Which brings me to a point of advice about research. If you want admittance, you have to set aside judgement and allow yourself to be an observer. There are obvious exceptions (you don't just 'observe' child abuse) but in general, it is a rule. I don't personally think a baby belongs outside a coffee-shop, or that teenage kids should be gawking at the working girls in the windows... but the flavor of all that will end up in a book somewhere, some time, in some form. Listen to people, don't judge them, and what they'll talk about will probably surprise you.
Before parting, I had to ask the girl the obvious question. Why that job? She was smoking a cigarette, and she puffed on it, raised an eyebrow as if I was an idiot and said: "For the money, of course, daaahling."

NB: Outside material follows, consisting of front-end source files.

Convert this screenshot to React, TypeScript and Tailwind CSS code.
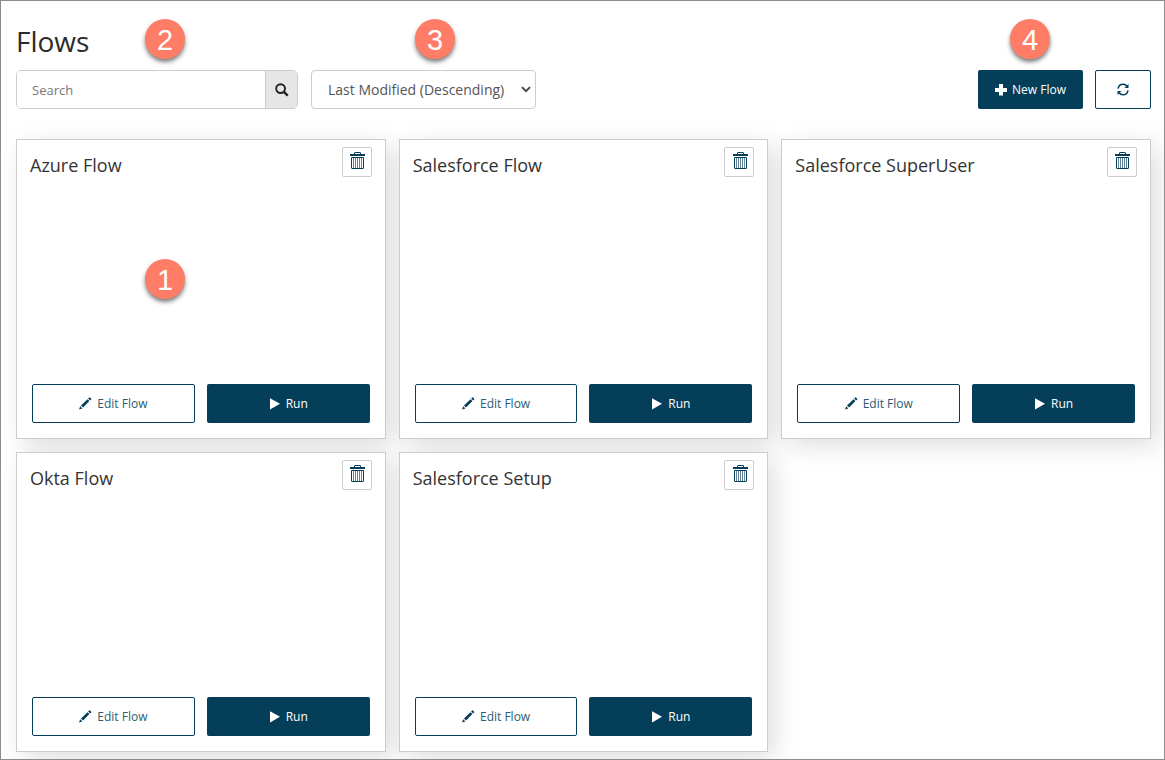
import React from "react";

const flows = ["Azure Flow", "Salesforce Flow", "Salesforce SuperUser", "Okta Flow", "Salesforce Setup"];

function SearchIcon() {
  return (
    <svg width="14" height="14" viewBox="0 0 14 14" fill="none" stroke="#222" className="block">
      <circle cx="5.6" cy="5.6" r="4.400" strokeWidth="1.9" />
      <path d="M8.8 8.8L12.8 12.600" strokeWidth="2.4" />
    </svg>
  );
}

function PlusIcon() {
  return (
    <svg width="12" height="12" viewBox="0 0 12 12" fill="currentColor" className="block">
      <path d="M4 0h4v4H12v4H8v3.500h-4V8H0V4h4z" />
    </svg>
  );
}

function RefreshIcon() {
  return (
    <svg width="12" height="13" viewBox="0 0 12 13" fill="none" stroke="#053e59" strokeWidth="1.500" className="block">
      <path d="M1 5.700C1.500 3 3.500 1.200 6 1.200C7.600 1.200 9 1.900 10 3.200" />
      <path d="M11 7.300C10.500 10 8.500 11.800 6 11.800C4.400 11.800 3 11.100 2 9.800" />
      <path d="M11.500 1V5H7.500z" fill="#053e59" stroke="none" />
      <path d="M.5 12V8H4.500z" fill="#053e59" stroke="none" />
    </svg>
  );
}

function PencilIcon() {
  return (
    <svg width="13" height="13" viewBox="0 0 13 13" fill="#053e59" className="block">
      <path d="M0 12.500L1.200 9.200L3.400 11.400z" />
      <path d="M2 8.500L8.500 2.200L10.400 4.100L4.100 10.600z" />
      <path d="M9.100 1.500L10.200 .5Q10.600 .1 11 .5L12.200 1.700Q12.500 2.100 12.200 2.500L11.100 3.500z" />
    </svg>
  );
}

function PlayIcon() {
  return (
    <svg width="10" height="12" viewBox="0 0 10 12" fill="currentColor" className="block">
      <path d="M0 .3L10 5.800L0 11.500z" />
    </svg>
  );
}

function TrashIcon() {
  return (
    <svg width="15" height="18" viewBox="0 0 15 18" fill="none" stroke="#053e59" className="block">
      <path d="M4.500 2V.9Q4.500 .5 5 .5H10Q10.500 .5 10.500 .9V2" strokeWidth="1" />
      <path d="M0 3H15" strokeWidth="2" />
      <path d="M1.500 5.500H13.500V16Q13.500 16.500 13 16.500H2Q1.500 16.500 1.500 16z" strokeWidth="1" />
      <path d="M3.500 6V16M5.500 6V16M7.500 6V16M9.500 6V16M11.500 6V16" strokeWidth=".9" strokeOpacity=".7" />
    </svg>
  );
}

function Badge({ n, className }: { n: number; className: string }) {
  return (
    <div
      className={`absolute flex h-10 w-10 items-center justify-center rounded-full bg-[#ff7c66] pt-[2px] font-['Liberation_Sans',sans-serif] text-[29px] leading-none text-white shadow-[0_3px_4px_rgba(0,0,0,0.5)] ${className}`}
    >
      {n}
    </div>
  );
}

function Card({ name }: { name: string }) {
  return (
    <section className="flex flex-col justify-between border border-[#ccc] bg-white px-[15px] pt-[7px] pb-[15px] shadow-[7px_7px_24px_rgba(0,0,0,0.13)]">
      <div className="-mr-[2px] -ml-[2px] flex items-start justify-between">
        <h2 className="pt-[5px] text-[18px] leading-[26px] text-[#333]">{name}</h2>
        <button className="flex h-[30px] w-[30px] items-start justify-center rounded-[2px] border border-[#ccc] bg-white pt-1 pl-[1.4px]">
          <TrashIcon />
        </button>
      </div>
      <div className="grid grid-cols-2 gap-3 text-[12px]">
        <button className="flex h-[39px] items-center justify-center gap-[5px] rounded-[2px] border border-[#053e59] bg-white text-[#2c5c74]">
          <PencilIcon />
          Edit Flow
        </button>
        <button className="flex h-[39px] items-center justify-center gap-[6px] rounded-[2px] bg-[#053e59] pl-px text-white">
          <PlayIcon />
          Run
        </button>
      </div>
    </section>
  );
}

export default function App() {
  return (
    <main className="relative h-[760px] w-[1165px] overflow-hidden border border-[#8c8c8c] bg-white pr-[13px] pl-[15px] font-['Open_Sans',sans-serif] text-[#222]">
      <h1 className="h-[69px] pt-[21px] text-[28px] leading-[38px] text-[#2b2b2b]">Flows</h1>
      <div className="flex h-[39px] items-stretch">
        <div className="flex w-[282px] overflow-hidden rounded-[5px] border border-[#ccc]">
          <input placeholder="Search" className="min-w-0 flex-1 bg-white pt-[2px] pl-[15px] text-[13px] placeholder:text-[#777] outline-none" />
          <button className="flex w-8 items-center justify-center border-l border-[#ccc] bg-[#e6e6e6]">
            <SearchIcon />
          </button>
        </div>
        <button className="ml-[13px] flex w-[225px] items-center justify-between rounded-[4px] border border-[#ccc] bg-white pr-[4px] pl-4 text-[14px] text-[#555]">
          Last Modified (Descending)
          <svg width="10" height="7" viewBox="0 0 10 7" fill="none" stroke="#444" strokeWidth="1.900">
            <path d="M1 1.200L5 5.200L9 1.200" />
          </svg>
        </button>
        <button className="mr-3 ml-auto flex w-[105px] items-center justify-center gap-[5px] rounded-[2px] bg-[#053e59] text-[12px] text-white">
          <PlusIcon />
          New Flow
        </button>
        <button className="flex w-[56px] items-center justify-center rounded-[2px] border border-[#053e59] bg-white">
          <RefreshIcon />
        </button>
      </div>
      <div className="mt-[30px] grid w-[1135px] auto-rows-[300px] grid-cols-3 gap-[13px]">
        {flows.map((f) => (
          <Card key={f} name={f} />
        ))}
      </div>
      <Badge n={1} className="top-[258px] left-[144px]" />
      <Badge n={2} className="top-[18px] left-[144px]" />
      <Badge n={3} className="top-[18px] left-[414px]" />
      <Badge n={4} className="top-[18px] left-[1009px]" />
    </main>
  );
}
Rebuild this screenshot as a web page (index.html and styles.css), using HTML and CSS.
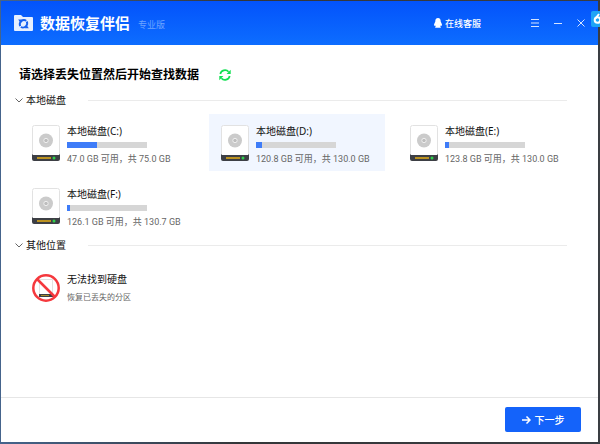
FILE: index.html
```html
<!DOCTYPE html>
<html lang="zh-CN">
<head>
<meta charset="utf-8">
<title>数据恢复伴侣</title>
<link rel="stylesheet" href="styles.css">
</head>
<body>
<svg class="defs" aria-hidden="true">
  <symbol id="disk" viewBox="0 0 28 36">
    <rect x=".5" y=".5" width="27" height="34" rx="2" fill="#fff" stroke="#e2e2e2"/>
    <path d="M0 29l1 1h26l1-1v5q0 2-2 2H2q-2 0-2-2z" fill="#3d3f45"/>
    <circle cx="14" cy="15.500" r="7" fill="#cbcbcb"/>
    <circle cx="14" cy="15.500" r="2.200" fill="#bdbdbd" stroke="#efefef"/>
    <path d="M5 33h14" stroke="#d3a21c" stroke-width="1.700"/>
    <circle cx="22" cy="33" r="1.500" fill="#2fd04c"/>
  </symbol>
</svg>
<div class="window">
  <header class="titlebar">
    <svg class="logo" viewBox="0 0 20 16" aria-hidden="true">
      <path d="M1 0h6l2 2h9q1 0 1 1v12q0 1-1 1H1q-1 0-1-1V1q0-1 1-1z" fill="#e6efff"/>
      <path d="M6.200 11.200A4.300 4.300 0 0 1 12.300 5.700M12.800 6.500A4.300 4.300 0 0 1 6.800 12" fill="none" stroke="#1560f0" stroke-width="1.900"/>
      <path d="M4.200 4.500h4.300L6.200 7.500zM14.800 13.200h-4.300l2.300-3z" fill="#1560f0"/>
    </svg>
    <h1 class="brand">数据恢复伴侣</h1>
    <span class="edition">专业版</span>
    <a class="service" href="#">
      <svg class="qq" viewBox="0 0 8 10" aria-hidden="true"><path d="M4 0c2 0 2.700 1.500 2.700 3.400L8 6.500 7.600 8l-.9-.6-.4 1 .7.800-.5.500H1.500L1 9.200l.7-.8-.4-1-.9.600L0 6.500l1.300-3.100C1.300 1.500 2 0 4 0z" fill="#fff"/></svg>
      在线客服
    </a>
    <div class="controls">
      <button class="control" aria-label="菜单"><svg viewBox="0 0 8 8"><path d="M0 .5h8M0 4h8M0 7.500h8"/></svg></button>
      <button class="control" aria-label="最小化"><svg viewBox="0 0 8 8"><path d="M0 4.500h8"/></svg></button>
      <button class="control" aria-label="关闭"><svg viewBox="0 0 8 8"><path d="M.5.500l7 7M7.500.500l-7 7"/></svg></button>
    </div>
  </header>
  <main class="content">
    <div class="prompt">
      <h2 class="question">请选择丢失位置然后开始查找数据</h2>
      <button class="refresh" aria-label="刷新">
        <svg viewBox="0 0 12 12"><path d="M1.300 5A4.800 4.800 0 0 1 9.600 2.800M10.700 7a4.800 4.800 0 0 1-8.300 2.200" fill="none" stroke="#12e052" stroke-width="1.700"/><path d="M11.700.8v4.100H7.600zM.3 11.200V7.100h4.100z" fill="#12e052"/></svg>
      </button>
    </div>
    <section class="group">
      <button class="group-title"><svg class="chevron" viewBox="0 0 8 5"><path d="M.5.500L4 4 7.500.500"/></svg><span class="group-name">本地磁盘</span><span class="rule"></span></button>
      <div class="grid">
        <button class="disk"><svg class="icon"><use href="#disk"/></svg><span class="info"><span class="name">本地磁盘(C:)</span><span class="bar"><span class="used" style="width:38%"></span></span><span class="detail">47.0 GB 可用，共 75.0 GB</span></span></button>
        <button class="disk active"><svg class="icon"><use href="#disk"/></svg><span class="info"><span class="name">本地磁盘(D:)</span><span class="bar"><span class="used" style="width:7%"></span></span><span class="detail">120.8 GB 可用，共 130.0 GB</span></span></button>
        <button class="disk"><svg class="icon"><use href="#disk"/></svg><span class="info"><span class="name">本地磁盘(E:)</span><span class="bar"><span class="used" style="width:5%"></span></span><span class="detail">123.8 GB 可用，共 130.0 GB</span></span></button>
        <button class="disk"><svg class="icon"><use href="#disk"/></svg><span class="info"><span class="name">本地磁盘(F:)</span><span class="bar"><span class="used" style="width:4%"></span></span><span class="detail">126.1 GB 可用，共 130.7 GB</span></span></button>
      </div>
    </section>
    <section class="group">
      <button class="group-title"><svg class="chevron" viewBox="0 0 8 5"><path d="M.5.500L4 4 7.500.500"/></svg><span class="group-name">其他位置</span><span class="rule"></span></button>
      <div class="grid">
        <button class="disk lost">
          <svg class="banned" viewBox="0 0 28 28">
            <path d="M7.500 5.500h13v17h-13z" fill="#fff" stroke="#e2e2e2"/>
            <path d="M7 20h14v3H7z" fill="#3d3f45"/><path d="M9 21.500h8" stroke="#a98a2c"/>
            <circle cx="14" cy="14" r="12.700" fill="none" stroke="#f5383d" stroke-width="2.500"/>
            <path d="M5 5l18 18" stroke="#f5383d" stroke-width="2.500"/>
          </svg>
          <span class="info"><span class="name">无法找到硬盘</span><span class="detail">恢复已丢失的分区</span></span>
        </button>
      </div>
    </section>
  </main>
  <footer class="footer">
    <button class="next"><svg class="arrow" viewBox="0 0 9 8"><path d="M0 4h8M4.500.500L8 4 4.500 7.500"/></svg>下一步</button>
  </footer>
</div>
<div class="dock" aria-hidden="true">
  <svg viewBox="0 0 9 16"><circle cx="6.500" cy="9" r="2.800"/><path d="M4.500 7.500L8 3"/></svg>
</div>
</body>
</html>
```
FILE: styles.css
```css
* { box-sizing: border-box; }

body {
  margin: 0;
  min-height: 100vh;
  display: flex;
  padding: 1px 2px 2px 1px;
  background: linear-gradient(to right, #45648c, #343638 40%, #3a3d42);
  font-family: "Noto Sans", "Noto Sans CJK SC", sans-serif;
  color: #111;
}

button {
  border: 0;
  padding: 0;
  background: none;
  font: inherit;
  color: inherit;
  text-align: left;
}

h1, h2 { margin: 0; }
svg { display: block; flex: none; }
.defs { position: absolute; width: 0; height: 0; }

.window {
  flex: 1;
  display: flex;
  flex-direction: column;
  background: #fff;
}

.titlebar {
  display: flex;
  align-items: center;
  height: 44px;
  padding: 0 13px;
  background: linear-gradient(#0353fb, #0d6dff);
  color: #fff;
}

.logo { width: 20px; height: 16px; }
.brand { margin-left: 6px; font-size: 15px; line-height: 20px; }
.edition { margin: 2px 0 0 8px; font-size: 9px; color: #6ea4ff; }

.service {
  display: flex;
  align-items: center;
  gap: 3px;
  margin-left: auto;
  font-size: 9px;
  font-weight: 500;
  color: #fff;
  text-decoration: none;
}

.qq { width: 8px; height: 10px; }
.controls { display: flex; gap: 15px; margin-left: 50px; }
.control svg { width: 8px; height: 8px; stroke: #d5e4ff; fill: none; }

.content { flex: 1; padding-top: 21px; }

.prompt {
  display: flex;
  align-items: center;
  gap: 20px;
  padding-left: 18px;
}

.question { font-size: 12px; line-height: 18px; color: #000; }
.refresh svg { width: 12px; height: 12px; }

.group { padding: 8px 24px 0 14px; }
.group + .group { padding-top: 3px; }

.group-title {
  display: flex;
  align-items: center;
  width: 100%;
  font-size: 10px;
  line-height: 16px;
}

.chevron { width: 8px; height: 5px; margin-right: 3px; fill: none; stroke: #666; }
.rule { flex: 1; height: 1px; margin: 0 7px 0 22px; background: #ebebeb; }

.grid {
  display: grid;
  grid-template-columns: repeat(3, 1fr);
  gap: 6px 13px;
  padding: 6px 0 0 5px;
}

.disk {
  display: flex;
  align-items: center;
  gap: 7px;
  height: 57px;
  padding-left: 12px;
}

.active { background: #f1f6ff; }
.icon { width: 28px; height: 36px; }
.banned { width: 28px; height: 28px; }

.info { display: flex; flex-direction: column; padding-top: 4px; }
.name { font-size: 10px; line-height: 14px; }
.bar { width: 80px; height: 6px; margin: 4px 0; background: #d6d6d6; }
.used { display: block; height: 100%; background: #3e7cf8; }
.detail {
  font-family: Roboto, "Noto Sans CJK SC", sans-serif;
  font-size: 9px;
  line-height: 14px;
  color: #666;
  white-space: nowrap;
}

.lost .info { gap: 5px; padding-top: 2px; }
.lost .detail { font-size: 8px; }

.footer {
  display: flex;
  justify-content: flex-end;
  padding: 9px 17px 10px;
  border-top: 1px solid #e6e6e6;
}

.next {
  display: flex;
  align-items: center;
  justify-content: center;
  gap: 4px;
  width: 76px;
  height: 25px;
  border-radius: 2px;
  background: #1463fa;
  color: #fff;
  font-size: 10px;
  font-weight: 500;
}

.arrow { width: 9px; height: 8px; fill: none; stroke: #fff; stroke-width: 1.5; }

.dock {
  position: absolute;
  top: 11px;
  right: 0;
  width: 9px;
  height: 16px;
  border-radius: 2px 0 0 2px;
  background: #1fa4f5;
}

.dock svg { width: 9px; height: 16px; fill: none; stroke: #fff; stroke-width: 2; }
```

I thanked them for their time and bid them adieu. I walked away feeling I'd had a very productive afternoon as a writer. You just can't pay for that kind of material.
I did meet my publisher while there, for a great lunch and an interesting beer (lemon-flavored). As an aside, Bruna (my Dutch publisher) was officially the first company in the world to buy my first novel, so they'll always have a special place in my heart. They've done a truly outstanding job and it was great to finally put faces to the names.
Towards the end of my stay, I got to see one final oddity, one of those strangenesses that only happens in real life. I was eating at a Chinese/Japanese fusion restaurant, on the second floor. I had a seat by the window and was watching the traffic and tourists go by. Suddenly I heard this loud, outraged neighing sound. I craned my neck forward and saw a horse, drawing a carriage, stuck behind a car. The car was stopped, waiting for pedestrians to walk past. The horse wasn't pleased. It proceeded to neigh louder, and (I'm not making this up) moved forward a little, almost bumping the car, stuck its neck out and really let loose.
Horse road rage. How cool is that? Sometimes I really like my life.